A cheap back-door play on China

We’ve written a good bit recently on how we aren’t much interested in buying into Chinese stocks at current levels. We’re not convinced by the 10%-a-year-for-ever growth story. And even if we were, we wouldn’t be prepared to pay the overly high prices being asked in today’s equity markets.

But what if we were convinced – as so many are – by the long-term growth story? What would we buy then?
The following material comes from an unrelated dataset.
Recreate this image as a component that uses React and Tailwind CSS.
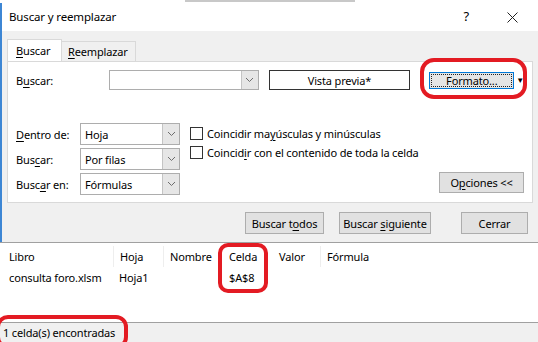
import React from "react";

const U = ({ children }) => <span className="underline underline-offset-[2px] decoration-[1px]">{children}</span>;

const Chevron = () => (
  <svg width="9" height="6" viewBox="0 0 9 6" fill="none">
    <polyline points="1,1 4.5,4.5 8,1" stroke="#6d6d6d" strokeWidth="1" />
  </svg>
);

const Combo = ({ w, h, value }) => (
  <div className={`flex bg-white border border-[#adadad] ${w} ${h}`}>
    <div className="flex-1 flex items-center pl-[4px] leading-none">
      <span>{value}</span>
    </div>
    <div className="w-[17px] bg-[#e6e6e6] border-l border-[#c4c4c4] flex items-center justify-center">
      <Chevron />
    </div>
  </div>
);

const Btn = ({ w, children }) => (
  <div className={`${w} h-[22px] bg-[#e1e1e1] border border-[#adadad] flex items-center justify-center leading-none`}>
    <span>{children}</span>
  </div>
);

const Check = ({ children }) => (
  <div className="flex items-center h-[19px]">
    <div className="w-[13px] h-[13px] border border-[#333] bg-white mr-[4px]" />
    <span className="leading-none">{children}</span>
  </div>
);

export default function App() {
  return (
    <div
      className="w-[538px] h-[342px] relative overflow-hidden bg-[#f0f0f0] text-[11px] tracking-[-0.15px] text-black whitespace-nowrap"
      style={{ fontFamily: '"Segoe UI", "Noto Sans", sans-serif' }}
    >
      {/* excel strip behind */}
      <div className="h-[3px] bg-white relative">
        <div className="absolute left-[185px] top-0 w-[170px] h-[2px] bg-[#c8c8c8]" />
      </div>
      <div className="h-[319px] border-l-[2px] border-[#3d86d4] flex flex-col">
        {/* title */}
        <div className="h-[28px] bg-white flex items-center pl-[7px] pr-[20px]">
          <span className="text-[11.5px]">Buscar y reemplazar</span>
          <span className="ml-auto mr-[38px] text-[13px]">?</span>
          <svg width="11" height="11" viewBox="0 0 11 11">
            <path d="M0.5 0.5 L10.5 10.5 M10.5 0.5 L0.5 10.5" stroke="#222" strokeWidth="1" />
          </svg>
        </div>
        {/* body */}
        <div className="flex-1 flex flex-col pt-[8px]">
          <div className="flex items-end pl-[5px] h-[22px]">
            <div className="h-[22px] w-[55px] bg-white border border-b-0 border-[#d9d9d9] flex items-center pl-[8px] leading-none">
              <span><U>B</U>uscar</span>
            </div>
            <div className="h-[20px] w-[74px] bg-[#f0f0f0] border border-l-0 border-b-0 border-[#d9d9d9] flex items-center pl-[6px] leading-none">
              <span><U>R</U>eemplazar</span>
            </div>
          </div>
          {/* panel */}
          <div className="ml-[5px] w-[526px] h-[142px] bg-white border border-[#d9d9d9] px-[8px] pt-[8px] flex flex-col">
            <div className="flex items-center h-[20px]">
              <div className="w-[93px] leading-none">B<U>u</U>scar:</div>
              <Combo w="w-[150px]" h="h-[20px]" value="" />
              <div className="ml-[10px] w-[142px] h-[20px] border border-[#333] flex items-center justify-center leading-none">
                <span>Vista previa*</span>
              </div>
              <div className="ml-[19px] w-[85px] h-[17px] bg-[#e5e5e5] border border-[#0078d7] p-[1px]">
                <div className="w-full h-full border border-dotted border-[#222] flex items-center justify-center leading-none">
                  <span>Formato...</span>
                </div>
              </div>
              <span className="ml-[2px] text-[8px]">▼</span>
            </div>
            <div className="flex mt-[33px]">
              <div className="flex flex-col gap-[3px]">
                <div className="flex items-center">
                  <div className="w-[64px] leading-none"><U>D</U>entro de:</div>
                  <Combo w="w-[100px]" h="h-[22px]" value="Hoja" />
                </div>
                <div className="flex items-center">
                  <div className="w-[64px] leading-none">Bus<U>c</U>ar:</div>
                  <Combo w="w-[100px]" h="h-[22px]" value="Por filas" />
                </div>
                <div className="flex items-center">
                  <div className="w-[64px] leading-none">Busc<U>a</U>r en:</div>
                  <Combo w="w-[100px]" h="h-[22px]" value="Fórmulas" />
                </div>
              </div>
              <div className="ml-[10px] pt-[1px] flex flex-col">
                <Check>Coincidir ma<U>y</U>úsculas y minúsculas</Check>
                <Check>Coincid<U>i</U>r con el contenido de toda la celda</Check>
              </div>
              <div className="ml-auto self-end mb-[2px]">
                <div className="w-[85px] h-[21px] bg-[#e1e1e1] border border-[#adadad] flex items-center justify-center leading-none">
                  <span>O<U>p</U>ciones &lt;&lt;</span>
                </div>
              </div>
            </div>
          </div>
          {/* buttons */}
          <div className="flex mt-[9px] pl-[243px]">
            <Btn w="w-[79px]">Buscar t<U>o</U>dos</Btn>
            <div className="ml-[15px]"><Btn w="w-[92px]">Buscar <U>s</U>iguiente</Btn></div>
            <div className="ml-[30px]"><Btn w="w-[67px]">Cerrar</Btn></div>
          </div>
          {/* results */}
          <div className="mt-[8px] flex-1 bg-white border-t border-[#a0a0a0] pt-[3px] -ml-[2px]">
            <div className="flex h-[21px] items-center leading-none">
              <div className="w-[113px] pl-[9px]">Libro</div>
              <div className="w-[50px] pl-[6px] h-full flex items-center border-l border-[#eeeeee]">Hoja</div>
              <div className="w-[60px] pl-[6px] h-full flex items-center border-l border-[#eeeeee]">Nombre</div>
              <div className="w-[50px] pl-[6px] h-full flex items-center">Celda</div>
              <div className="w-[47px] pl-[6px] h-full flex items-center">Valor</div>
              <div className="pl-[6px] h-full flex items-center border-l border-[#eeeeee]">Fórmula</div>
            </div>
            <div className="flex h-[21px] items-center leading-none">
              <div className="w-[113px] pl-[9px]">consulta foro.xlsm</div>
              <div className="w-[50px] pl-[6px]">Hoja1</div>
              <div className="w-[60px] pl-[6px]"></div>
              <div className="w-[50px] pl-[6px]">$A$8</div>
            </div>
          </div>
        </div>
      </div>
      {/* status bar */}
      <div className="h-[20px] border-t border-[#a0a0a0] flex items-center pl-[3px] leading-none">
        <span>1 celda(s) encontradas</span>
      </div>

      {/* red annotations */}
      <div className="absolute left-[420px] top-[58px] w-[107px] h-[41px] border-[4px] border-[#e31b23] rounded-[14px]" />
      <div className="absolute left-[218px] top-[243px] w-[50px] h-[50px] border-[4px] border-[#e31b23] rounded-[10px]" />
      <div className="absolute left-[-4px] top-[315px] w-[132px] h-[34px] border-[4px] border-[#e31b23] rounded-[12px]" />
    </div>
  );
}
Regular readers will not be remotely surprised to see that the answer is Japan.

A note from Jonathan Allum at KBC explains why: Japan, says Allum, is now very clearly “decoupling from the US and Europe and hitching itself to the Asian express.” 

Look at the recently-released January trade numbers and you see that imports were up 8.2% month-on-month, and exports up 8.6%, putting the seasonally-adjusted trade surplus at a two-year high.

Looking to the regional breakdown of this shows that exports to Asia are up 68% year-on-year and exports to China up nearly 80%. Overall, more than 55% of Japan’s exports go to Asia. A mere 16% of them go to the economic train wreck that is North America.

There are two important points here. The first, as Allum says, is that exports are clearly correlated to industrial production, so perhaps the very low consensus forecasts for that in Japan could do with an upgrade.

And the second? That if you want to invest in China but you don’t want to pay a premium for doing so, why not invest in one of the best and cheapest China plays there is – Japan?